The analysis of a city's racial decomposition on player's salaries will be done via a multivariate regression analysis.  The idea behind a regression analysis is that it allows us to compare apples to apples.  There are many variables that can effect a players salary, but the most obvious is performance.  We want to control for a players performance in our regression analysis.  The following variables will be our control variables, with the exception of blackpb and hispph which are the variables we are testing.  The variables blackpb and hispph are interaction variables between race and the racial composition in a player's city.   The estimates and statistical significance of blackpb and hisph are the subject of this post. A full list of all variables included in the regression analysis are described below:

Data Source:  Companion website for Introduction to Econometrics by Wooldridge.


This next table provides some descriptive statistics for the variables above...


 
The table above shows that the average player in our data set has 6.3 years of experience with a minimum of 1 and maximum of 20 years in the league.  The batting average is 258.98 hits out of a thousand at bats with about 7.1 home runs per year.  The percentage of players that are black is 30.5% .While Hispanic players account for 18.1 % of the population.

The table below is a simple scatter plot that shows the salary of players and the games per year they played.  There is an obvious positive correlation with games played per year and salary:


Not surprisingly there is also a strong positive correlation between the percentage of years a player has been an all-star and wages as shown in this graph below:



Although these scatter plots are descriptive of the performance to salary relationships they are far too naive for any real comprehensive analysis.  In order to capture the true essence of the effect of performance and race on a baseball player's salary a multivariate regression analysis needs to reconcile all the driving factors.  This is what is done below.

REGRESSION ANALYSIS

The following table is the output from a multivariate regression describing the correlations between our control variables, variables we are testing (race and city racial composition interaction), and wages.  The top section of the table describes some statistics of the model, but focus your attention on the column labeled "Coef." and "t" in the bottom table.

 
Reading Regression Results Above

The variables in the regression are under the "lsalary" column.  The column "Coef." can be interpreted as the percentage change in salary given a one unit change in our explanatory variables from the first table.  For example, look at the "year" row above and the its value under "Coef." of 6.7%, this means that for every year a player is in the league you can expect his salary to increase by 6.7% on average after controlling for all the other variables in the regression.  The phrase, "after controlling for all other variables in the regression" can be included after the interpretation of any variable in this model!  This is what makes regression analysis so powerful. 

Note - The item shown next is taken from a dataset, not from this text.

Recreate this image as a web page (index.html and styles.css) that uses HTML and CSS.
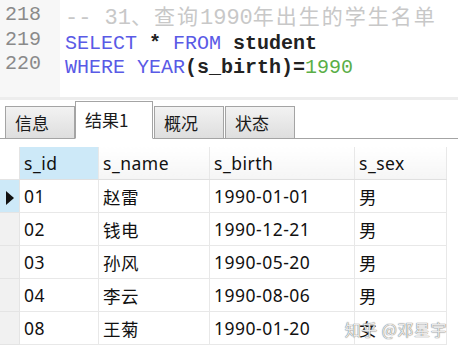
FILE: index.html
```html
<!DOCTYPE html>
<html>
    <head>
        <title>Query result</title>
        <link rel="stylesheet" href="styles.css">
    </head>
    <body>
        <div class="editor">
            <div class="gutter">
                <div>218</div>
                <div>219</div>
                <div>220</div>
            </div>
            <div class="code">
                <div class="comment">-- 31<span class="cjk">、查询</span>1990<span class="cjk">年出生的学生名单</span></div>
                <div><span class="kw">SELECT</span> <b>*</b> <span class="kw">FROM</span> <b>student</b></div>
                <div><span class="kw">WHERE</span> <span class="kw">YEAR</span><b>(s_birth)=</b><span class="num">1990</span></div>
            </div>
        </div>
        <div class="sep"></div>
        <div class="tabs">
            <div class="tab">信息</div>
            <div class="tab active">结果1</div>
            <div class="tab">概况</div>
            <div class="tab">状态</div>
        </div>
        <div class="grid">
            <table>
                <tr class="head">
                    <td class="ind"></td>
                    <td class="sel">s_id</td>
                    <td>s_name</td>
                    <td>s_birth</td>
                    <td>s_sex</td>
                </tr>
                <tr>
                    <td class="ind cur"><span class="arrow"></span></td>
                    <td>01</td><td>赵雷</td><td>1990-01-01</td><td>男</td>
                </tr>
                <tr>
                    <td class="ind"></td>
                    <td>02</td><td>钱电</td><td>1990-12-21</td><td>男</td>
                </tr>
                <tr>
                    <td class="ind"></td>
                    <td>03</td><td>孙风</td><td>1990-05-20</td><td>男</td>
                </tr>
                <tr>
                    <td class="ind"></td>
                    <td>04</td><td>李云</td><td>1990-08-06</td><td>男</td>
                </tr>
                <tr>
                    <td class="ind"></td>
                    <td>08</td><td>王菊</td><td>1990-01-20</td><td>女</td>
                </tr>
            </table>
            <div class="mark">知乎 @邓星宇</div>
        </div>
    </body>
</html>
```
FILE: styles.css
```css
body{
    margin: 0;
    width: 458px;
    height: 352px;
    overflow: hidden;
    background: #fff;
    font-family: "Noto Sans CJK SC", sans-serif;
}

.editor{
    display: flex;
    height: 97px;
    font-family: "Liberation Mono", monospace;
    font-size: 20px;
    line-height: 24.5px;
}

.gutter{
    width: 55px;
    padding: 3px 0 0 5px;
    background: #f7f7f7;
    color: #8a8a8a;
}

.code{
    flex: 1;
    padding: 3px 0 0 5px;
    white-space: nowrap;
}

.comment{
    color: #c8c8c8;
    font-size: 22px;
}

.cjk{
    font-family: "Noto Sans CJK SC", sans-serif;
    font-size: 21px;
    letter-spacing: 2px;
}

.kw{
    color: #5a5ae6;
}

.code b{
    color: #222;
}

.num{
    color: #5aae46;
}

.sep{
    height: 3px;
    background: #ededed;
}

.tabs{
    display: flex;
    align-items: flex-end;
    height: 38px;
    padding-left: 5px;
    border-bottom: 1px solid #a4a4a4;
}

.tab{
    height: 31px;
    line-height: 31px;
    padding: 0 0 0 9px;
    width: 59px;
    margin-bottom: -1px;
    border: 1px solid #a4a4a4;
    background: linear-gradient(#f2f2f2, #dedede);
    font-size: 17px;
    color: #1a1a1a;
}

.tab + .tab{
    margin-left: 1px;
}

.tab.active{
    height: 36px;
    line-height: 36px;
    width: 67px;
    margin-left: 0;
    background: #fff;
    border-bottom-color: #fff;
}

.grid{
    position: relative;
    padding-top: 8px;
}

table{
    border-collapse: collapse;
    width: 447px;
    font-family: "Noto Sans", "Noto Sans CJK SC", sans-serif;
    font-size: 17.5px;
    letter-spacing: 0.5px;
    color: #111;
    table-layout: fixed;
}

td{
    height: 32px;
    padding: 0 0 0 4px;
    border: 1px solid #e8e8e8;
    border-top: none;
    white-space: nowrap;
}

td:nth-child(2){ width: 74px; }
td:nth-child(3){ width: 106px; }
td:nth-child(4){ width: 140px; }

.head td{
    background: linear-gradient(#fff, #f5f5f5);
    border-bottom: 1px solid #e0e0e0;
}

.head td.sel{
    background: #cde9f8;
}

td.ind{
    width: 19px;
    padding: 0;
    background: #f1f1f1;
    border-left: none;
    border-color: #e4e4e4;
}

.head td.ind{
    background: #fff;
}

td.ind.cur{
    background: #cde9f8;
    text-align: center;
}

.arrow{
    display: inline-block;
    width: 0;
    height: 0;
    border-top: 7px solid transparent;
    border-bottom: 7px solid transparent;
    border-left: 8px solid #111;
    vertical-align: middle;
}

.mark{
    position: absolute;
    right: 11px;
    bottom: 4px;
    font-size: 16px;
    letter-spacing: 0.5px;
    color: rgba(255, 255, 255, 0.85);
    text-shadow: 0 0 1px #666, 0 0 1px #999;
}
```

Next focus on the column labeled "t".  This is a t-statistics and when it is greater than two in absolute value we say the interpretation of the "Coef." variable is statistically significant.  In other words, if "t"is say 10 or -10, then we say the effect of  the corresponding "Coef." x on a player's salary is statistically significant.  If however the "t" column is contains -.5 or 1, for example, then we say that the effect of the corresponding variable in the table is statistically insignificant in explaining MLB salaries.  In the regression table above, only years, gamesyr, allstar, and the interaction between race and city composition are statistically significant.

Interpretation of Statistically Significant Race and a City's Racial Composition

The regression table above suggest that after controlling for player characteristics and performance Hispanic and black players get paid more as the percentage of  their race in the city they play in increases.

Being black in a city with zero percent black people means you earn about 19.8% less than white players after controlling for player ability  (this comes from the black coefficient above).  However, as the percentage of blacks increases this changes discrepancy rapidly changes.  If a city has a population of 10% black then one can calculate the effect by multiplying coefficient of blckbp ( which is 0.125 in the regression table above) by 10 and adding it to the negative 19.8 % to see what effect this change  racial composition has on salaries for a black player:

-19.8 + 0.125(10) = -0.73

The calculation above shows that when the population of blacks within a city increases black players get paid only 7.3% less even if the players have identical performance statistics (regression...controlling for performance variables).  When the population in a city grows to  20% a black player will earn about 5.2% more than a white player even if they perform equally good on the field. The population with the largest percentage of blacks is Detroit with about 74% black residents.